--- Start of MATERIALS PROVIDED ---

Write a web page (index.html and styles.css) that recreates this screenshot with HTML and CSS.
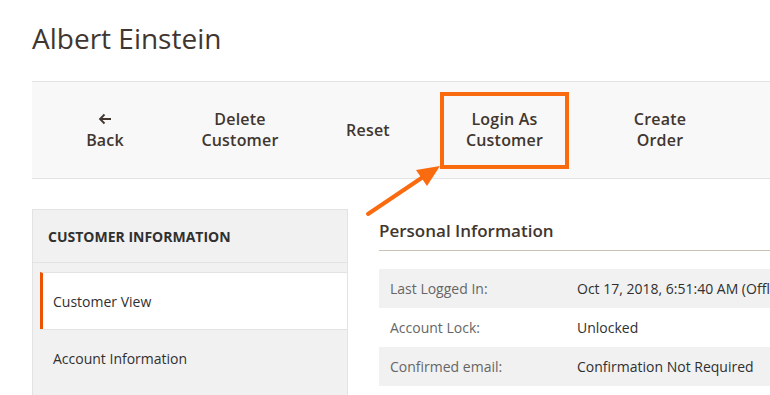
FILE: index.html
```html
<!DOCTYPE html>
<html lang="en">
<head>
  <meta charset="UTF-8" />
  <title>Albert Einstein - Customers</title>
  <link rel="stylesheet" href="styles.css">
</head>
<body>

  <div class="page">
    <h1 class="page-title">Albert Einstein</h1>

    <div class="page-actions">
      <button class="action action-back">
        <svg class="back-icon" width="14" height="12" viewBox="0 0 14 12">
          <path d="M13 6H2M6.5 1.5L2 6l4.5 4.5" fill="none" stroke="#41362f" stroke-width="1.8"/>
        </svg>
        <span>Back</span>
      </button>
      <button class="action action-delete">Delete<br>Customer</button>
      <button class="action action-reset">Reset</button>
      <div class="action-slot">
        <button class="action action-login">Login As<br>Customer</button>
      </div>
      <button class="action action-order">Create<br>Order</button>
    </div>

    <div class="columns">
      <div class="side-nav">
        <div class="side-nav-title">CUSTOMER INFORMATION</div>
        <div class="side-nav-items">
          <div class="side-nav-item active">Customer View</div>
          <div class="side-nav-item">Account Information</div>
        </div>
      </div>

      <div class="main-col">
        <h2 class="section-title">Personal Information</h2>
        <div class="table-wrap">
          <table class="info-table">
            <tr>
              <th>Last Logged In:</th>
              <td>Oct 17, 2018, 6:51:40 AM (Offline)</td>
            </tr>
            <tr>
              <th>Account Lock:</th>
              <td>Unlocked</td>
            </tr>
            <tr>
              <th>Confirmed email:</th>
              <td>Confirmation Not Required</td>
            </tr>
          </table>
        </div>
      </div>
    </div>

    <!-- annotation arrow pointing at the login button -->
    <svg class="callout-arrow" width="100" height="70" viewBox="360 160 100 70">
      <line x1="368" y1="214" x2="423" y2="177" stroke="#fa6a0f" stroke-width="4" stroke-linecap="round"/>
      <polygon points="440,166 427,186 416,170" fill="#fa6a0f"/>
    </svg>
  </div>

</body>
</html>
```

FILE: styles.css
```css
body {
  margin: 0;
  padding: 0;
  background: #fff;
  font-family: 'Open Sans', sans-serif;
  color: #303030;
  overflow: hidden;
}

.page {
  position: relative;
  padding-left: 32px;
  width: 900px;
}

.page-title {
  margin: 0;
  padding-top: 19px;
  height: 81px;
  box-sizing: border-box;
  font-size: 28px;
  font-weight: 400;
  line-height: 38px;
  color: #41362f;
}

.page-actions {
  display: flex;
  align-items: center;
  height: 98px;
  background: #f8f8f8;
  border-top: 1px solid #e3e3e3;
  border-bottom: 1px solid #e3e3e3;
  box-sizing: border-box;
}

.action {
  background: none;
  border: none;
  padding: 0;
  font-family: 'Open Sans', sans-serif;
  font-size: 16px;
  font-weight: 600;
  line-height: 21px;
  color: #41362f;
  letter-spacing: 0.2px;
  cursor: pointer;
}

.action-back {
  width: 146px;
  display: flex;
  flex-direction: column;
  align-items: center;
}

.back-icon {
  margin: 4px 0 5px;
}

.action-delete { width: 124px; }
.action-reset { width: 132px; }

.action-slot {
  width: 138px;
  display: flex;
  justify-content: flex-start;
  padding-left: 6px;
  box-sizing: border-box;
}

.action-login {
  width: 129px;
  height: 77px;
  border: 4px solid #fa6a0f;
  box-sizing: border-box;
}

.action-order { width: 176px; }

.columns {
  display: flex;
  gap: 31px;
  margin-top: 30px;
}

.side-nav {
  width: 316px;
  background: #f1f1f1;
  border: 1px solid #e3e3e3;
  border-bottom: none;
  box-sizing: border-box;
  height: 190px;
}

.side-nav-title {
  height: 53px;
  padding-left: 15px;
  display: flex;
  align-items: center;
  font-size: 14px;
  font-weight: 700;
  color: #303030;
  border-bottom: 1px solid #e3e3e3;
  box-sizing: border-box;
}

.side-nav-items {
  padding: 9px 0 0 7px;
}

.side-nav-item {
  height: 57px;
  padding-left: 13px;
  display: flex;
  align-items: center;
  font-size: 14px;
  color: #303030;
  border-top: 1px solid #e3e3e3;
  box-sizing: border-box;
}

.side-nav-item.active {
  background: #fff;
  border-left: 3px solid #eb5202;
  padding-left: 10px;
}

.main-col {
  flex: 1;
}

.section-title {
  margin: 0;
  height: 42px;
  padding-top: 10px;
  box-sizing: border-box;
  font-size: 17px;
  font-weight: 600;
  line-height: 24px;
  color: #41362f;
  border-bottom: 1px solid #cac3b4;
}

.table-wrap {
  width: 391px;
  overflow: hidden;
}

.info-table {
  margin-top: 18px;
  width: 420px;
  border-collapse: collapse;
  font-size: 14px;
}

.info-table tr {
  height: 39px;
}

.info-table tr:nth-child(odd) {
  background: #f1f1f1;
}

.info-table th {
  width: 187px;
  padding: 0 0 0 11px;
  text-align: left;
  font-weight: 400;
  color: #666;
}

.info-table td {
  padding: 0;
  color: #303030;
  white-space: nowrap;
}

.callout-arrow {
  position: absolute;
  left: 360px;
  top: 160px;
}
```
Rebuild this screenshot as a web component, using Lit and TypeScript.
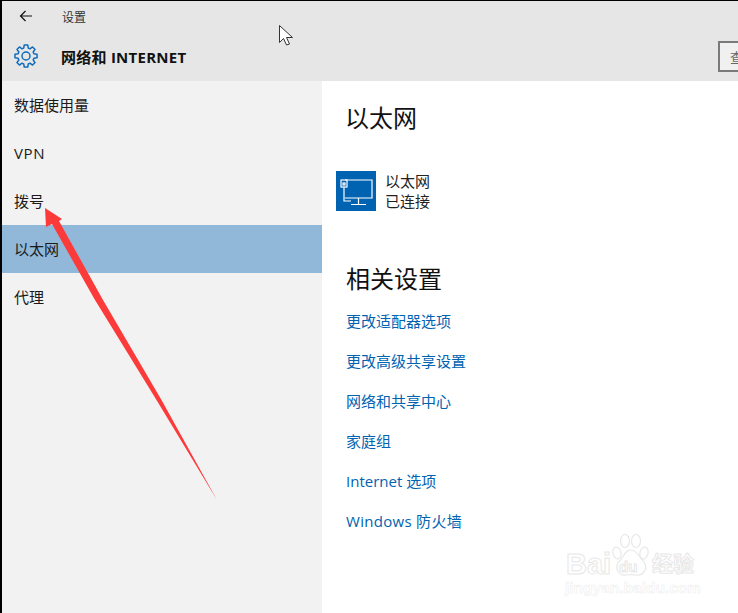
import { LitElement, html, css, svg } from "lit";
import { customElement } from "lit/decorators.js";

function gearPath(cx: number, cy: number, rOut: number, rIn: number, teeth: number) {
  const pts: string[] = [];
  const step = (Math.PI * 2) / teeth;
  for (let i = 0; i < teeth; i++) {
    const a = i * step - Math.PI / 2;
    const corners: Array<[number, number]> = [
      [rIn, a - step * 0.36],
      [rOut, a - step * 0.2],
      [rOut, a + step * 0.2],
      [rIn, a + step * 0.36],
    ];
    for (const [r, t] of corners) {
      pts.push(`${(cx + r * Math.cos(t)).toFixed(2)} ${(cy + r * Math.sin(t)).toFixed(2)}`);
    }
  }
  return "M" + pts.join("L") + "Z";
}

@customElement("app-root")
export class AppRoot extends LitElement {
  static styles = css`
    :host { display: block; width: 738px; height: 613px; position: relative; overflow: hidden; background: #fff; font-family: "Open Sans", "Noto Sans CJK SC", sans-serif; color: #111; }
    .frame { width: 738px; height: 613px; box-sizing: border-box; border-top: 1px solid #000; border-left: 2px solid #000; display: flex; flex-direction: column; }
    .header { height: 80px; background: #e6e6e6; flex: none; display: flex; flex-direction: column; position: relative; }
    .top { height: 31px; display: flex; align-items: center; padding-left: 16px; gap: 28px; }
    .top span { font-size: 12px; color: #333; padding-top: 1px; }
    .title { display: flex; align-items: center; padding-left: 12px; gap: 23px; height: 50px; }
    .title span { font-size: 15px; font-weight: 700; color: #111; letter-spacing: 0.25px; }
    .search { position: absolute; left: 716px; top: 40px; width: 30px; height: 31px; box-sizing: border-box; border: 2px solid #7a7a7a; background: #f0f0f0; font-size: 13px; color: #666; padding: 4px 0 0 10px; line-height: 20px; }
    .body { display: flex; flex: 1; min-height: 0; }
    .side { width: 320px; background: #f2f2f2; flex: none; }
    .side div { height: 48px; box-sizing: border-box; display: flex; align-items: center; padding: 0 0 2px 12px; font-size: 15px; color: #1a1a1a; }
    .side div.latin { padding-bottom: 0; letter-spacing: 0.6px; }
    .side div.sel { background: #91b8d8; }
    .main { flex: 1; padding-left: 24px; }
    h1, h2 { margin: 0; font-weight: 400; font-size: 24px; line-height: 32px; color: #111; }
    h1 { margin: 21px 0 0 -1px; }
    .conn { display: flex; gap: 9px; margin: 37px 0 0 -10px; align-items: center; }
    .tile { width: 40px; height: 40px; background: #0063b1; flex: none; display: block; }
    .conn div { font-size: 15px; line-height: 20px; color: #222; }
    h2 { margin-top: 52px; }
    .links { margin-top: 5px; display: flex; flex-direction: column; }
    .links a { height: 40px; display: flex; align-items: center; font-size: 15px; color: #0063b1; text-decoration: none; }
    .links a.wide { letter-spacing: 0.3px; }
    .overlay { position: absolute; left: 0; top: 0; pointer-events: none; }
    .mark { position: absolute; left: 565px; top: 533px; width: 173px; height: 62px; pointer-events: none; }
    .mark span { position: absolute; white-space: nowrap; line-height: 1; color: transparent; -webkit-text-stroke: 1px #e8e8e8; }
    .bai { left: 1px; top: 17px; font: 700 29px "Liberation Sans", sans-serif; }
    .du { left: 54px; top: 26px; font: 700 15px "Liberation Sans", sans-serif; }
    .jing { left: 87px; top: 20px; font-size: 21px; font-weight: 700; }
    .mark span.url { left: 0; top: 46px; font: 700 15.5px "Liberation Sans", sans-serif; -webkit-text-stroke: .6px #efefef; }
    .mark svg { position: absolute; left: 46px; top: 0; }
  `;

  render() {
    const nav = ["数据使用量", "VPN", "拨号", "以太网", "代理"];
    const links = ["更改适配器选项", "更改高级共享设置", "网络和共享中心", "家庭组", "Internet 选项", "Windows 防火墙"];
    return html`
      <div class="frame">
        <div class="header">
          <div class="top">
            <svg width="16" height="16" viewBox="0 0 16 16" fill="none" stroke="#111" stroke-width="1.2">
              <path d="M14 8H2.5M7.5 3 2.5 8l5 5" />
            </svg>
            <span>设置</span>
          </div>
          <div class="title">
            <svg width="24" height="24" viewBox="0 0 24 24" fill="none" stroke="#0f6cbd" stroke-width="1.5" stroke-linejoin="round">
              <path d=${gearPath(12, 12, 11.2, 8.2, 8)} />
              <circle cx="12" cy="12" r="4" />
            </svg>
            <span>网络和 INTERNET</span>
          </div>
          <div class="search">查</div>
        </div>
        <div class="body">
          <div class="side">
            ${nav.map((n, i) => html`<div class="${i === 3 ? "sel" : ""} ${i === 1 ? "latin" : ""}">${n}</div>`)}
          </div>
          <div class="main">
            <h1>以太网</h1>
            <div class="conn">
              <svg class="tile" viewBox="0 0 40 40" fill="none" stroke="#fff" stroke-width="1.2">
                <path d="M9 9H36V27H9" />
                <path d="M22.5 27v6M15 33.5H30" />
                <rect x="5" y="9" width="6" height="7" />
                <rect x="7" y="12" width="2" height="2" />
                <path d="M8 16V30H15" />
              </svg>
              <div>以太网<br />已连接</div>
            </div>
            <h2>相关设置</h2>
            <div class="links">${links.map((l, i) => html`<a class=${i === 5 ? "wide" : ""}>${l}</a>`)}</div>
          </div>
        </div>
      </div>
      <svg class="overlay" width="738" height="613">
        ${svg`<polygon points="45,208 62,219 59,221 103,300 161.5,400 217,500 156.5,400 95,300 52,224 46,227" fill="#fd3a3a" />`}
        ${svg`<path d="M279.5 25.5v17l4-4 3 6.5 3-1-3-6.5h6z" fill="#fff" stroke="#333" stroke-width="1" />`}
      </svg>
      <div class="mark">
        <svg width="40" height="46" viewBox="0 0 40 46" fill="none" stroke="#e8e8e8" stroke-width="1.2">
          <ellipse cx="6" cy="20" rx="4" ry="6" transform="rotate(-15 6 20)" />
          <ellipse cx="14" cy="8" rx="4.5" ry="6.5" />
          <ellipse cx="25" cy="8" rx="4.5" ry="6.5" />
          <ellipse cx="33" cy="20" rx="4" ry="6" transform="rotate(15 33 20)" />
          <path d="M20 17c6 0 8 7 13 12 4 6 0 14-8 13-3-.5-7-.5-10 0-8 1-11-7-8-12 5-4 6-13 13-13z" />
        </svg>
        <span class="bai">Bai</span>
        <span class="du">du</span>
        <span class="jing">经验</span>
        <span class="url">jingyan.baidu.com</span>
      </div>
    `;
  }
}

--- End of MATERIALS PROVIDED ---

## [DESCRIPTION OF THE TASK]
Collect the lines of the data that carry the word "screenshot".

## [CORRECT ANSWER]
Write a web page (index.html and styles.css) that recreates this screenshot with HTML and CSS.
Rebuild this screenshot as a web component, using Lit and TypeScript.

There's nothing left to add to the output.